As the credit crisis unfolded, the Fed prepared to auction funds to banks. Among other design features (such as how expressive a bidding language to allow) they thought about adverse selection: they wanted to reduce the signal value "stigma" of participation.
The Federal Reserve’s Term Auction Facility
July 2008 Volume 14, Number 5
Authors: Olivier Armantier, Sandra Krieger, and James McAndrews
Abstract: "As liquidity conditions in the term funding markets grew increasingly strained in late 2007, the Federal Reserve began making funds available directly to banks through a new tool, the Term Auction Facility (TAF). The TAF provides term funding on a collateralized basis, at interest rates and amounts set by auction. The facility is designed to improve liquidity by making it easier for sound institutions to borrow when the markets are not operating efficiently."

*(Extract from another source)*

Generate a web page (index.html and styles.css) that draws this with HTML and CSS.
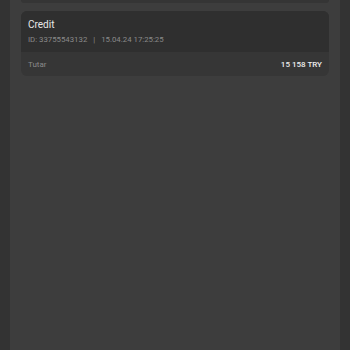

Auction Design: "Once the Federal Reserve concluded that an auction format was an effective funding alternative, it added features aimed at ensuring the most efficient distribution of funds to banks with a high demand. In particular, the Fed established a minimum rate at which bids could be submitted that was set in a comparable, competitive market (rather than a penalty rate, which is set at a premium to existing market rates).This market-based minimum bid rate was likely to encourage participation and reduce any stigma associated with receiving auctioned funds, since banks would not necessarily signal an abnormally high demand by bidding. The Federal Reserve also chose a uniform-price (or single-price) auction rather than a discriminatory (pay-your-bid) auction in part to spur participation further. By using the uniform-price structure common in Treasury auctions, the Fed reasoned that banks would be more comfortable with bidding. Finally, to allow for the widest allocation of funds, the central bank imposed a cap on the bid amount corresponding to 10 percent of the auction size.
The Fed also imposed two important rules. First, based on its experience with option auctions in 1999, it would allow each bidder to make two rate-amount offers. This rule represents the Fed’s resolution of the trade-off associated with multiple rate-amount offers: as the number of offers increases, the auction becomes more complex, but participants are able to make bids that are more representative of their demand. Second, the central bank would require TAF participants to pledge collateral beyond the amount necessary to secure credit in the new facility. This rule was imposed to ensure that bidders in the new facility could still borrow through the discount window’s primary credit facility to meet unexpected overnight funding needs."